Enfin, comme acteur majeur de la diffusion et de la production de discours, les medias doivent jouer un rôle important dans l’analyse. Allant plus loin que la vague déclaration d"idée dominante", les travaux de Gamson montrent que les medias, si ils sont un support de discours de premier choix, ne sont jamais reçu neutrement. Il identifie des traits communs au discours journalistique anti-mobilisation: l’absence de contextualisation selon un système “d’injustice” (victimes et coupables), et non considération de la capacité de la mobilisation à faire changer les choses. Notons également que ce “pouvoir des médias”, si il est difficile à quantifier objectivement, suffit à entraîner des changement d’attitude forts. La configuration d’un mouvement social pour “faire joli dans les médias” est chose assez courante, par exemple chez Extinction Rébellion, qui va jusqu’à gommer certains éléments jugés trop extrémistes pour garder une “bonne image de marque”. Les médias télévisuels, par leur fonctionnements, peuvent être exploités comme relais involontaires. Des symboles percutants facilement relayables aideront ceux qui les portent; les preneurs d’otages bénéficient d’une grande couverture médiatique grâce aux chaînes d’information en continu. Le traitement de l’action militante par les médias et les professions productrices de symboles mènent également à l’individualisation des problèmes, renvoyant les malaises ressentir par les manifestants à des problèmes de régulation personnelle. Les situations sont mises en scènes, individualisées et placées dans la subjectivité du sujet. Les outils proposés liés au développement personnels ou au travail sur soi nient le potentiel de mise en commun de la lutte, et réduisent les erreurs stratégiques des gouvernants à des erreurs de “communication” ou à un “manque de pédagogie”, comme on l’a souvent vu exprimé depuis le début du quinquennat Macron.

N’oublions pas également que les médias peuvent jouer un rôle d’initiateur ou de porteur de mouvement social. Les différentes lois de responsabilisation de la vie publique qu’on peut voir dans divers pays résultent souvent d’enquêtes journalistiques portant sur des malversations d’élus.

Mon avis sur le livre

Assez bien rédigé et riche en concepts décrits avec détail, ce petit bouquin m’a donné quelques clefs qui me permettront de déchiffrer un peu mieux les stratégies et tactiques mises en oeuvres par les acteurs des mouvements sociaux, en plus de casser quelques idées reçues. J’aurais peut-être apprécié un peu plus d’exemples.
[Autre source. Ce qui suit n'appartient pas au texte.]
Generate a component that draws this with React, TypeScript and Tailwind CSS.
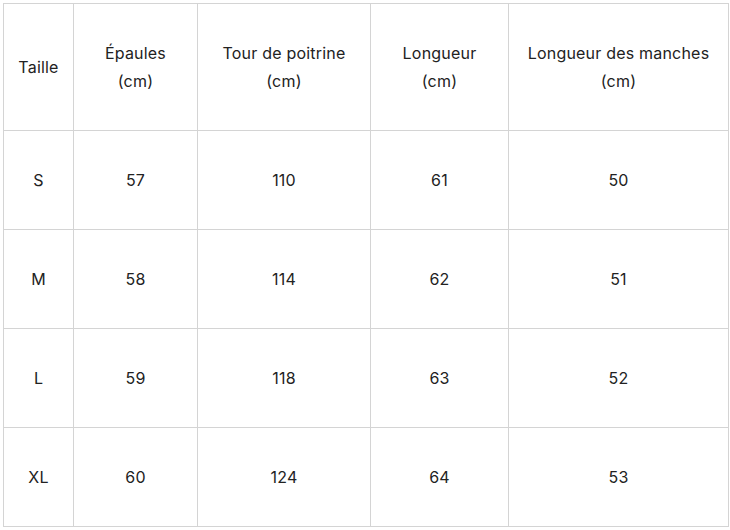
const headers = [
  ['Taille'],
  ['Épaules', '(cm)'],
  ['Tour de poitrine', '(cm)'],
  ['Longueur', '(cm)'],
  ['Longueur des manches', '(cm)'],
]

const rows = [
  ['S', '57', '110', '61', '50'],
  ['M', '58', '114', '62', '51'],
  ['L', '59', '118', '63', '52'],
  ['XL', '60', '124', '64', '53'],
]

const widths = ['w-[70px]', 'w-[124px]', 'w-[173px]', 'w-[138px]', 'w-[220px]']

export default function App() {
  return (
    <div className="bg-white w-[730px] h-[530px] p-[3px]" style={{ fontFamily: 'Inter, "Noto Sans", sans-serif' }}>
      <table className="table-fixed border-collapse w-[726px] text-[16px] tracking-[0.2px] text-[#222] leading-[28px]">
        <colgroup>
          {widths.map((w, i) => (
            <col key={i} className={w} />
          ))}
        </colgroup>
        <thead>
          <tr className="h-[127px]">
            {headers.map((h, i) => (
              <th key={i} className="border border-[#d4d4d4] font-normal text-center align-middle p-0">
                {h.map((line, j) => (
                  <div key={j}>{line}</div>
                ))}
              </th>
            ))}
          </tr>
        </thead>
        <tbody>
          {rows.map((r, i) => (
            <tr key={i} className="h-[99px]">
              {r.map((c, j) => (
                <td key={j} className="border border-[#d4d4d4] text-center align-middle p-0">
                  {c}
                </td>
              ))}
            </tr>
          ))}
        </tbody>
      </table>
    </div>
  )
}
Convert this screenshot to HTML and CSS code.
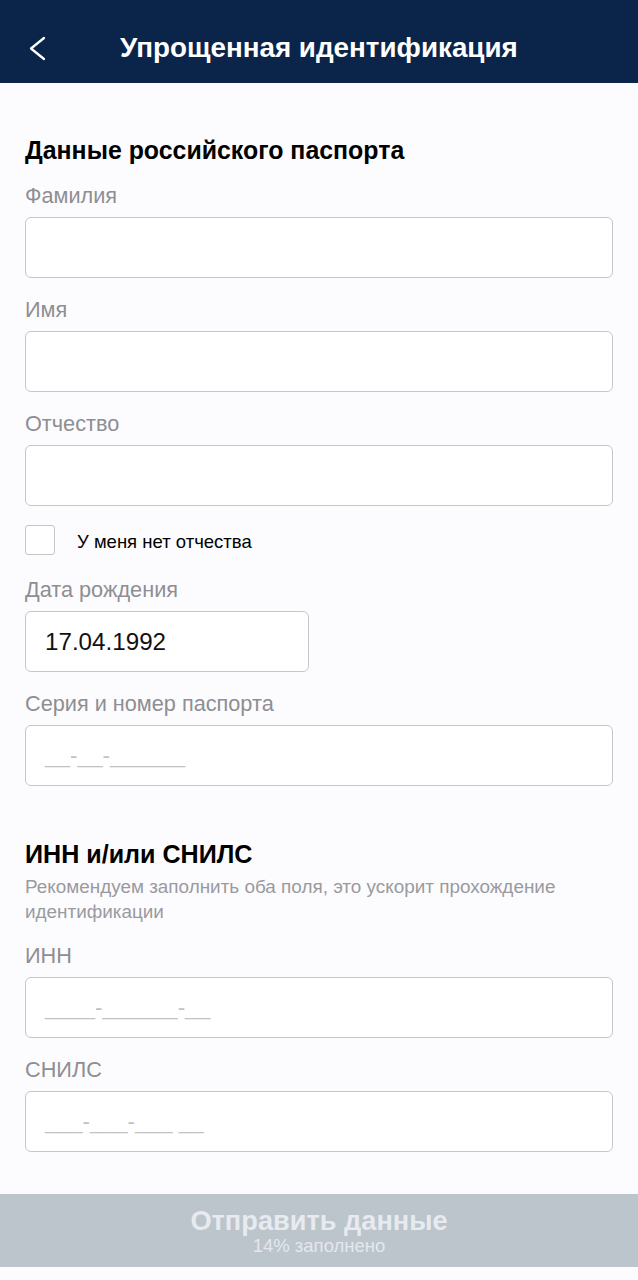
FILE: index.html
```html
<!DOCTYPE html>
<html lang="ru">
<head>
<meta charset="utf-8">
<title>Упрощенная идентификация</title>
<link rel="stylesheet" href="styles.css">
</head>
<body>
<header class="topbar">
  <button class="back" aria-label="Назад">
    <svg width="20" height="30" viewBox="0 0 20 30"><path d="M17 5 L4 15.5 L17 26" fill="none" stroke="#fff" stroke-width="2.3" stroke-linecap="round" stroke-linejoin="round"/></svg>
  </button>
  <h1 class="title">Упрощенная идентификация</h1>
</header>
<main class="content">
  <h2 class="section-title first">Данные российского паспорта</h2>
  <div class="field">
    <label class="label">Фамилия</label>
    <div class="input"></div>
  </div>
  <div class="field">
    <label class="label">Имя</label>
    <div class="input"></div>
  </div>
  <div class="field">
    <label class="label">Отчество</label>
    <div class="input"></div>
  </div>
  <div class="check-row">
    <span class="checkbox"></span>
    <span class="check-text">У меня нет отчества</span>
  </div>
  <div class="field">
    <label class="label">Дата рождения</label>
    <div class="input short"><span class="value">17.04.1992</span></div>
  </div>
  <div class="field">
    <label class="label">Серия и номер паспорта</label>
    <div class="input"><span class="mask">__-__-______</span></div>
  </div>

  <h2 class="section-title second">ИНН и/или СНИЛС</h2>
  <p class="hint">Рекомендуем заполнить оба поля, это ускорит прохождение идентификации</p>
  <div class="field">
    <label class="label">ИНН</label>
    <div class="input"><span class="mask">____-______-__</span></div>
  </div>
  <div class="field">
    <label class="label">СНИЛС</label>
    <div class="input"><span class="mask">___-___-___ __</span></div>
  </div>
</main>
<footer class="submit">
  <div class="submit-title">Отправить данные</div>
  <div class="submit-sub">14% заполнено</div>
</footer>
</body>
</html>
```
FILE: styles.css
```css
* { box-sizing: border-box; }
html, body { margin: 0; padding: 0; }
body {
  width: 638px;
  height: 1280px;
  background: #fcfcfe;
  font-family: "Liberation Sans", Arial, sans-serif;
  color: #000;
  overflow: hidden;
}
.topbar {
  height: 83px;
  background: #0b2449;
  display: flex;
  align-items: center;
  padding-top: 13px;
}
.back {
  background: none;
  border: 0;
  padding: 0;
  margin-left: 27px;
  width: 20px;
  height: 30px;
  display: flex;
}
.title {
  margin: 0 0 0 73px;
  color: #fff;
  font-size: 27.8px;
  line-height: 34px;
  font-weight: bold;
}
.content {
  padding: 0 25px;
}
.section-title {
  margin: 0;
  font-weight: bold;
  font-size: 24.9px;
  line-height: 28px;
}
.section-title.first { margin-top: 53px; margin-bottom: 19px; }
.section-title.second { font-size: 25.1px; line-height: 30px; margin-top: 53px; margin-bottom: 5px; }
.hint {
  margin: 0 0 19px;
  font-size: 18.9px;
  line-height: 25px;
  color: #9a9a9e;
}
.field { margin-bottom: 19px; }
.label {
  display: block;
  font-size: 21.7px;
  line-height: 25px;
  color: #8e8e93;
  margin-bottom: 9px;
}
.input {
  height: 61px;
  border: 1.5px solid #c6c6c8;
  border-radius: 6px;
  background: #fff;
  display: flex;
  align-items: center;
  padding-left: 19px;
}
.input.short { width: 284px; }
.value { font-size: 24.2px; color: #111; }
.mask { font-size: 22.5px; color: #c2c2c4; }
.check-row {
  display: flex;
  align-items: center;
  margin-top: 1px;
  margin-bottom: 22px;
}
.checkbox {
  width: 30px;
  height: 30px;
  border: 1.5px solid #c6c6c8;
  border-radius: 3px;
  background: #fff;
}
.check-text {
  margin-left: 22px;
  font-size: 18.5px;
  padding-top: 3px;
}
.submit {
  margin-top: 42px;
  height: 73px;
  background: #bcc4cc;
  display: flex;
  flex-direction: column;
  align-items: center;
  justify-content: center;
}
.submit-title {
  font-size: 27.2px;
  font-weight: bold;
  color: #e7ebef;
  line-height: 31px;
}
.submit-sub {
  font-size: 18.5px;
  color: #e4e8ec;
  line-height: 20px;
}
```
L’auteur critique le manque de travail existant sur les mouvements sociaux xénophobes et réactionnaires.

Même si l’effort de pédagogie fait est important, cet ouvrage demeure une revue de l’état de l’art sociologique. Qui n’a pas quelques bases en sociologie risque de voir sa lecture plus compliquée. Pour ma part, mon savoir en socio se borne à connaître vaguement les définitions d’habitus. L’intérêt pour les luttes sociales, la sociologie, ou pour les deux en même temps, permettra cependant de passer outre cet obstacle.